Under the BUIC III program, the St. Margarets facility was assigned to become a BUIC NORAD Control Centre (BNCC) in 1969. This saw No. 21 Radar Squadron renamed to No. 2 BNCC Squadron. By 1972, BUIC was winding down and St. Margarets became the only BNCC within the 22nd NORAD Region.

In 1974 the St. Margarets facility was selected as the site for a Satellite Tracking Unit (SITU) as part of Air Defence Command - reorganized into Air Command that year. The SITU formed on July 7, 1975, at St. Margarets and supported NORAD's space defence role to collect, analyze and transmit satellite tracking data to the NORAD Space Object Identification Centre at NORAD headquarters in the Cheyenne Mountain Operations Center (CMOC) at the Cheyenne Mountain Complex, Colorado. The SITU used a Baker Nunn satellite tracking camera system and this was augmented in 1978 by the Space Object Identification Telescope.

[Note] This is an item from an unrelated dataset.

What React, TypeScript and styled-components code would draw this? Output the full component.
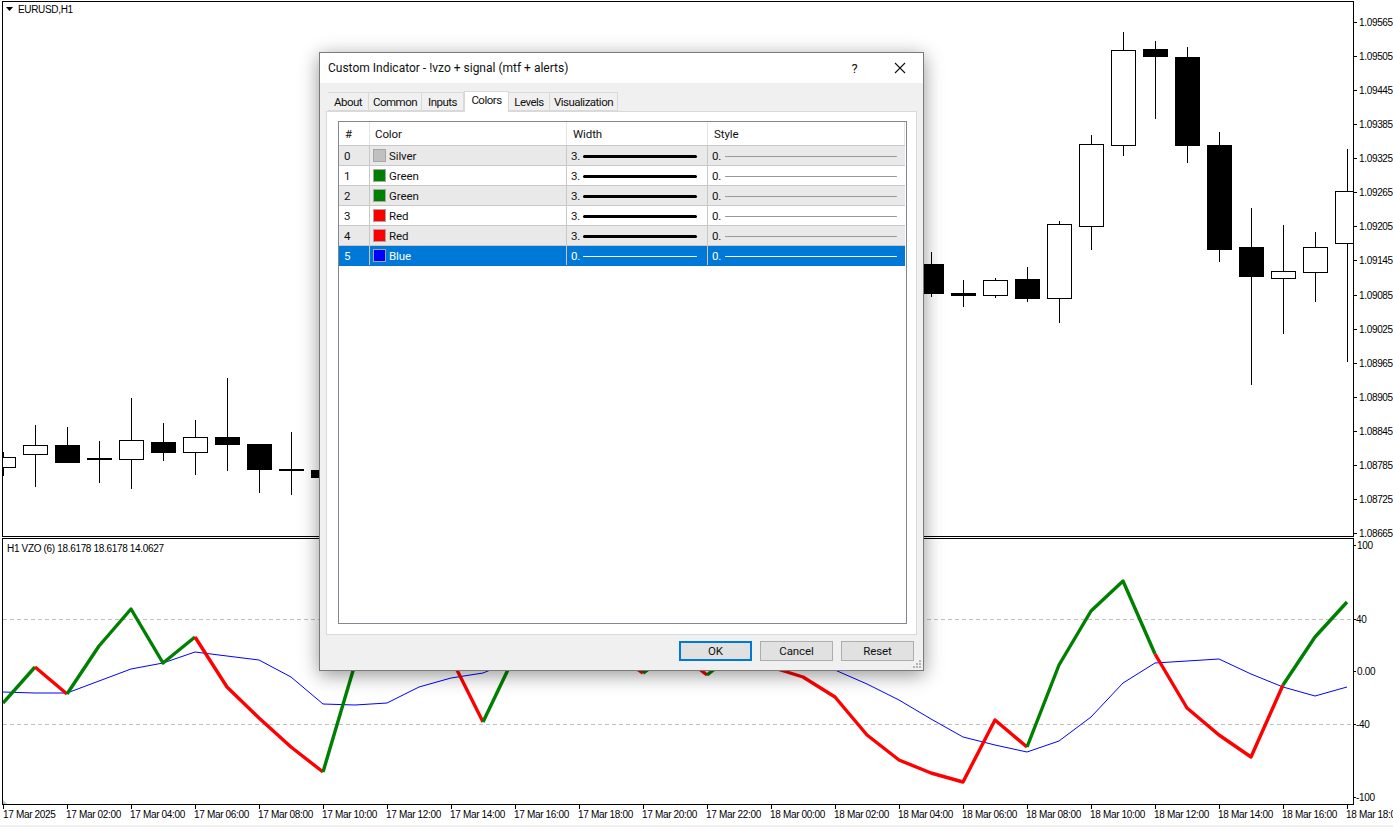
import React from 'react';
import styled, { createGlobalStyle } from 'styled-components';

const GlobalStyle = createGlobalStyle`
  html, body {
    margin: 0;
    padding: 0;
    background: #ffffff;
  }
`;

const UI_FONT = `Roboto, 'Noto Sans', 'Liberation Sans', sans-serif`;
const CHART_FONT = `'Liberation Sans', Arial, sans-serif`;

const Page = styled.div`
  position: relative;
  width: 1393px;
  height: 827px;
  overflow: hidden;
  background: #ffffff;
  display: flex;
  flex-direction: column;
`;

const ChartSvg = styled.svg`
  display: block;
  flex: none;
  text {
    font-family: ${CHART_FONT};
    font-size: 10px;
    letter-spacing: -0.33px;
    fill: #000000;
  }
`;

const BottomStrip = styled.div`
  flex: 1;
  background: #f0f0f0;
`;

const Dialog = styled.div`
  position: absolute;
  left: 319px;
  top: 52px;
  width: 605px;
  height: 619px;
  box-sizing: border-box;
  border: 1px solid #7a7a7a;
  background: #f0f0f0;
  box-shadow: 0 4px 18px rgba(0, 0, 0, 0.42);
  display: flex;
  flex-direction: column;
  font-family: ${UI_FONT};
  font-size: 11.5px;
  letter-spacing: -0.1px;
  color: #111111;
`;

const TitleBar = styled.div`
  height: 30px;
  flex: none;
  background: #ffffff;
  display: flex;
  align-items: center;
  padding-left: 8px;
`;

const Title = styled.div`
  flex: 1;
  font-size: 12px;
  letter-spacing: 0;
`;

const Help = styled.div`
  width: 45px;
  text-align: center;
  font-size: 13px;
`;

const CloseBox = styled.div`
  width: 45px;
  display: flex;
  justify-content: center;
  margin-right: 1px;
`;

const Tabs = styled.div`
  display: flex;
  align-items: flex-end;
  height: 28px;
  flex: none;
  padding-left: 8px;
  position: relative;
  z-index: 1;
`;

const Tab = styled.div<{ $active?: boolean; $w: number }>`
  box-sizing: border-box;
  width: ${p => p.$w}px;
  height: ${p => (p.$active ? 21 : 19)}px;
  margin-bottom: ${p => (p.$active ? -1 : 0)}px;
  padding-bottom: ${p => (p.$active ? 4 : 0)}px;
  letter-spacing: -0.5px;
  background: ${p => (p.$active ? '#ffffff' : '#f0f0f0')};
  border: 1px solid #d9d9d9;
  border-bottom: ${p => (p.$active ? 'none' : '1px solid #d9d9d9')};
  border-left: ${p => (p.$active ? '1px solid #d9d9d9' : 'none')};
  display: flex;
  align-items: center;
  justify-content: center;
`;

const TabPanel = styled.div`
  margin: 0 6px;
  height: 524px;
  flex: none;
  box-sizing: border-box;
  background: #ffffff;
  border: 1px solid #d9d9d9;
  padding: 9px 9px 10px 11px;
  display: flex;
`;

const ListBox = styled.div`
  flex: 1;
  box-sizing: border-box;
  border: 1px solid #828790;
  background: #ffffff;
  padding-right: 1px;
`;

const Row = styled.div<{ $bg?: string; $head?: boolean; $selected?: boolean }>`
  display: grid;
  grid-template-columns: 31px 197px 141px 1fr;
  height: ${p => (p.$head ? 24 : 20)}px;
  box-sizing: border-box;
  border-bottom: 1px solid ${p => (p.$selected ? '#0078d7' : '#c8c8c8')};
  background: ${p => (p.$selected ? '#0078d7' : p.$bg || '#ffffff')};
  color: ${p => (p.$selected ? '#ffffff' : '#111111')};
`;

const Cell = styled.div<{ $pad: number; $head?: boolean }>`
  display: flex;
  align-items: center;
  padding-left: ${p => p.$pad}px;
  border-right: 1px solid ${p => (p.$head ? '#e5e5e5' : '#c8c8c8')};
  min-width: 0;
`;

const LastCell = styled(Cell)`
  border-right: ${p => (p.$head ? '1px solid #e5e5e5' : 'none')};
`;

const Swatch = styled.span<{ $color: string }>`
  width: 13px;
  height: 13px;
  box-sizing: border-box;
  flex: none;
  border: 1px solid #a6a6a6;
  background: ${p => p.$color};
  margin-right: 3px;
`;

const Value = styled.span<{ $w: number }>`
  width: ${p => p.$w}px;
  flex: none;
`;

const LineSample = styled.span<{ $w: number; $thick?: boolean; $selected?: boolean }>`
  width: ${p => p.$w}px;
  height: ${p => (p.$thick ? 3 : 1)}px;
  margin-top: 1px;
  flex: none;
  border-radius: 2px;
  background: ${p => (p.$selected ? '#ffffff' : p.$thick ? '#000000' : '#999999')};
`;

const Footer = styled.div`
  flex: 1;
  display: flex;
  justify-content: flex-end;
  align-items: flex-start;
  gap: 8px;
  padding: 6px 9px 0 0;
`;

const Button = styled.div<{ $primary?: boolean }>`
  width: 73px;
  height: 20px;
  box-sizing: border-box;
  background: #e1e1e1;
  border: ${p => (p.$primary ? '2px solid #0078d7' : '1px solid #adadad')};
  display: flex;
  align-items: center;
  justify-content: center;
`;

const Grip = styled.svg`
  position: absolute;
  right: 1px;
  bottom: 1px;
`;

const W = 32;
const cx = (k: number) => 3 + W * k;

type Candle = { k: number; o: number; c: number; hi: number; lo: number; up: boolean };

const candles: Candle[] = [
  { k: 0, o: 457, c: 467, hi: 452, lo: 476, up: true },
  { k: 1, o: 445, c: 454, hi: 425, lo: 487, up: true },
  { k: 2, o: 445, c: 463, hi: 427, lo: 463, up: false },
  { k: 3, o: 458, c: 460, hi: 441, lo: 483, up: false },
  { k: 4, o: 440, c: 459, hi: 398, lo: 489, up: true },
  { k: 5, o: 442, c: 453, hi: 423, lo: 461, up: false },
  { k: 6, o: 437, c: 452, hi: 420, lo: 475, up: true },
  { k: 7, o: 437, c: 445, hi: 378, lo: 471, up: false },
  { k: 8, o: 444, c: 470, hi: 444, lo: 493, up: false },
  { k: 9, o: 469, c: 471, hi: 432, lo: 495, up: false },
  { k: 10, o: 470, c: 478, hi: 470, lo: 478, up: false },
  { k: 29, o: 264, c: 294, hi: 252, lo: 297, up: false },
  { k: 30, o: 293, c: 296, hi: 280, lo: 307, up: false },
  { k: 31, o: 280, c: 295, hi: 278, lo: 298, up: true },
  { k: 32, o: 279, c: 299, hi: 267, lo: 302, up: false },
  { k: 33, o: 224, c: 298, hi: 221, lo: 323, up: true },
  { k: 34, o: 144, c: 226, hi: 135, lo: 250, up: true },
  { k: 35, o: 50, c: 145, hi: 32, lo: 156, up: true },
  { k: 36, o: 49, c: 57, hi: 41, lo: 119, up: false },
  { k: 37, o: 57, c: 146, hi: 47, lo: 163, up: false },
  { k: 38, o: 145, c: 250, hi: 132, lo: 262, up: false },
  { k: 39, o: 247, c: 277, hi: 208, lo: 385, up: false },
  { k: 40, o: 271, c: 278, hi: 225, lo: 334, up: true },
  { k: 41, o: 247, c: 272, hi: 232, lo: 302, up: true },
  { k: 42, o: 191, c: 243, hi: 149, lo: 362, up: true },
];

const prices = [
  ['1.09565', 22], ['1.09505', 56], ['1.09445', 90], ['1.09385', 124],
  ['1.09325', 158], ['1.09265', 192], ['1.09205', 226], ['1.09145', 260],
  ['1.09085', 295], ['1.09025', 329], ['1.08965', 363], ['1.08905', 397],
  ['1.08845', 431], ['1.08785', 465], ['1.08725', 499], ['1.08665', 533],
] as const;

const levels = [
  ['100', 545, 1357], ['40', 619, 1356], ['0.00', 671, 1357], ['-40', 724, 1356], ['-100', 797, 1356],
] as const;

const G = '#008000';
const R = '#ff0000';

// [first slot, colour, y per slot]
const vzoRuns: [number, string, number[]][] = [
  [0, G, [703, 667]],
  [1, R, [667, 694]],
  [2, G, [694, 646, 609, 663, 637]],
  [6, R, [637, 687, 718, 747, 772]],
  [10, G, [772, 664]],
  [14, R, [658, 722]],
  [15, G, [722, 655]],
  [19, R, [650, 673]],
  [20, G, [673, 650]],
  [21, R, [650, 675]],
  [22, G, [675, 650]],
  [23, R, [650, 667, 677, 697, 735, 760, 773, 782, 720, 747]],
  [32, G, [747, 665, 611, 581, 654]],
  [36, R, [654, 708, 735, 757, 685]],
  [40, G, [685, 637, 602]],
];

const signal = [
  692, 693, 693, 681, 669, 663, 652, 656, 660, 677, 704, 705, 703, 687, 678, 673, 660,
];
const signalRight: [number, number[]] = [
  26, [670, 684, 700, 719, 737, 745, 752, 741, 717, 683, 663, 661, 659, 674, 687, 696, 687],
];

const toPts = (start: number, ys: number[]) => ys.map((y, i) => `${cx(start + i)},${y}`).join(' ');

const timeLabels = [
  '17 Mar 2025', '17 Mar 02:00', '17 Mar 04:00', '17 Mar 06:00', '17 Mar 08:00', '17 Mar 10:00',
  '17 Mar 12:00', '17 Mar 14:00', '17 Mar 16:00', '17 Mar 18:00', '17 Mar 20:00', '17 Mar 22:00',
  '18 Mar 00:00', '18 Mar 02:00', '18 Mar 04:00', '18 Mar 06:00', '18 Mar 08:00', '18 Mar 10:00',
  '18 Mar 12:00', '18 Mar 14:00', '18 Mar 16:00', '18 Mar 18:00',
];

function PriceChart() {
  return (
    <ChartSvg width={1393} height={537} viewBox="0 0 1393 537">
      <defs>
        <clipPath id="plot"><rect x={3} y={2} width={1350} height={534} /></clipPath>
      </defs>
      <g clipPath="url(#plot)" shapeRendering="crispEdges">
        {candles.map(c => (
          <g key={c.k}>
            <line x1={cx(c.k) + 0.5} x2={cx(c.k) + 0.5} y1={c.hi} y2={c.lo} stroke="#000" />
            {c.up ? (
              <rect x={cx(c.k) - 11.5} y={c.o + 0.5} width={24} height={c.c - c.o} fill="#fff" stroke="#000" />
            ) : (
              <rect x={cx(c.k) - 12} y={c.o} width={25} height={c.c - c.o} fill="#000" />
            )}
          </g>
        ))}
      </g>
      <g shapeRendering="crispEdges" stroke="#000" fill="none">
        <path d="M2.5 536.5V1.5H1353.5V536.5H2.5" />
        {prices.map(([, y]) => <line key={y} x1={1353} x2={1357} y1={y + 0.5} y2={y + 0.5} />)}
      </g>
      <path d="M6 7h7l-3.5 4z" fill="#000" />
      <text x={18} y={12.5}>EURUSD,H1</text>
      {prices.map(([p, y]) => <text key={p} x={1359} y={y + 3.5}>{p}</text>)}
    </ChartSvg>
  );
}

function IndicatorChart() {
  return (
    <ChartSvg width={1393} height={268} viewBox="0 537 1393 268">
      <defs>
        <clipPath id="sub"><rect x={3} y={539} width={1350} height={265} /></clipPath>
      </defs>
      <g shapeRendering="crispEdges" stroke="#c0c0c0" strokeDasharray="4 3">
        <line x1={3} x2={1353} y1={619.5} y2={619.5} />
        <line x1={3} x2={1353} y1={724.5} y2={724.5} />
      </g>
      <g clipPath="url(#sub)" fill="none">
        <polyline points={toPts(0, signal)} stroke="#0000ff" strokeWidth={1} />
        <polyline points={toPts(signalRight[0], signalRight[1])} stroke="#0000ff" strokeWidth={1} />
        {vzoRuns.map(([start, color, ys]) => (
          <polyline key={start} points={toPts(start, ys)} stroke={color} strokeWidth={3.4} strokeLinejoin="round" />
        ))}
      </g>
      <g shapeRendering="crispEdges" stroke="#000" fill="none">
        <path d="M2.5 804.5V538.5H1353.5V804.5H2.5" />
        {[545, 619, 671, 724, 797].map(y => <line key={y} x1={1353} x2={1356} y1={y + 0.5} y2={y + 0.5} />)}
      </g>
      <path d="M3 800l4 4H3z" fill="#c0c0c0" />
      <text x={7} y={551.5}>H1 VZO (6) 18.6178 18.6178 14.0627</text>
      {levels.map(([t, y, x]) => <text key={t} x={x} y={y + 3.5}>{t}</text>)}
    </ChartSvg>
  );
}

function TimeAxis() {
  return (
    <ChartSvg width={1393} height={20} viewBox="0 805 1393 20">
      {timeLabels.map((t, i) => (
        <g key={t}>
          <line x1={3.5 + 64 * i} x2={3.5 + 64 * i} y1={805} y2={809} stroke="#000" shapeRendering="crispEdges" />
          <text x={i === 0 ? 3 : 2 + 64 * i} y={818}>{t}</text>
        </g>
      ))}
    </ChartSvg>
  );
}

const tabs = [
  { name: 'About', w: 41 },
  { name: 'Common', w: 53 },
  { name: 'Inputs', w: 42 },
  { name: 'Colors', w: 45, active: true },
  { name: 'Levels', w: 41 },
  { name: 'Visualization', w: 68 },
];

const rows = [
  { name: 'Silver', color: '#c0c0c0', width: '3.' },
  { name: 'Green', color: '#008000', width: '3.' },
  { name: 'Green', color: '#008000', width: '3.' },
  { name: 'Red', color: '#ff0000', width: '3.' },
  { name: 'Red', color: '#ff0000', width: '3.' },
  { name: 'Blue', color: '#0000ff', width: '0.' },
];

function IndicatorDialog() {
  return (
    <Dialog>
      <TitleBar>
        <Title>Custom Indicator - !vzo + signal (mtf + alerts)</Title>
        <Help>?</Help>
        <CloseBox>
          <svg width="12" height="12" viewBox="0 0 12 12">
            <path d="M1 1l10 10M11 1L1 11" stroke="#111" strokeWidth="1.1" fill="none" />
          </svg>
        </CloseBox>
      </TitleBar>
      <Tabs>
        {tabs.map(t => <Tab key={t.name} $w={t.w} $active={t.active}>{t.name}</Tab>)}
      </Tabs>
      <TabPanel>
        <ListBox>
          <Row $head>
            <Cell $head $pad={6}>#</Cell>
            <Cell $head $pad={5}>Color</Cell>
            <Cell $head $pad={6}>Width</Cell>
            <LastCell $head $pad={6}>Style</LastCell>
          </Row>
          {rows.map((r, i) => {
            const selected = i === 5;
            return (
              <Row key={i} $bg={i % 2 === 0 ? '#e9e9e9' : '#ffffff'} $selected={selected}>
                <Cell $pad={5}>{i}</Cell>
                <Cell $pad={3}>
                  <Swatch $color={r.color} />
                  {r.name}
                </Cell>
                <Cell $pad={4}>
                  <Value $w={12}>{r.width}</Value>
                  <LineSample $w={114} $thick={r.width === '3.'} $selected={selected} />
                </Cell>
                <LastCell $pad={4}>
                  <Value $w={13}>0.</Value>
                  <LineSample $w={172} $selected={selected} />
                </LastCell>
              </Row>
            );
          })}
        </ListBox>
      </TabPanel>
      <Footer>
        <Button $primary>OK</Button>
        <Button>Cancel</Button>
        <Button>Reset</Button>
      </Footer>
      <Grip width="10" height="10" viewBox="0 0 10 10" fill="#b5b5b5">
        <rect x="7" y="1" width="2" height="2" />
        <rect x="4" y="4" width="2" height="2" />
        <rect x="7" y="4" width="2" height="2" />
        <rect x="1" y="7" width="2" height="2" />
        <rect x="4" y="7" width="2" height="2" />
        <rect x="7" y="7" width="2" height="2" />
      </Grip>
    </Dialog>
  );
}

export default function App() {
  return (
    <Page>
      <GlobalStyle />
      <PriceChart />
      <IndicatorChart />
      <TimeAxis />
      <BottomStrip />
      <IndicatorDialog />
    </Page>
  );
}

Through the early 1980s the St. Margarets facility functioned as the controlling site of the 22nd NORAD Region until the consolidated Regional Operational Control Centre (ROCC) for the realigned Canadian NORAD Region at CFB North Bay in August 1984. At that time St. Margarets reverted to simply a long-range radar site (in addition to the SITU) as its BUIC function was phased out.

In 1985 the Department of National Defence announced that the Pinetree Line would be closed. The final day of operations for the radar equipment at St. Margarets was April 1, 1988. The SITU was relocated from the facility in 1989 and the property was decommissioned and declared surplus.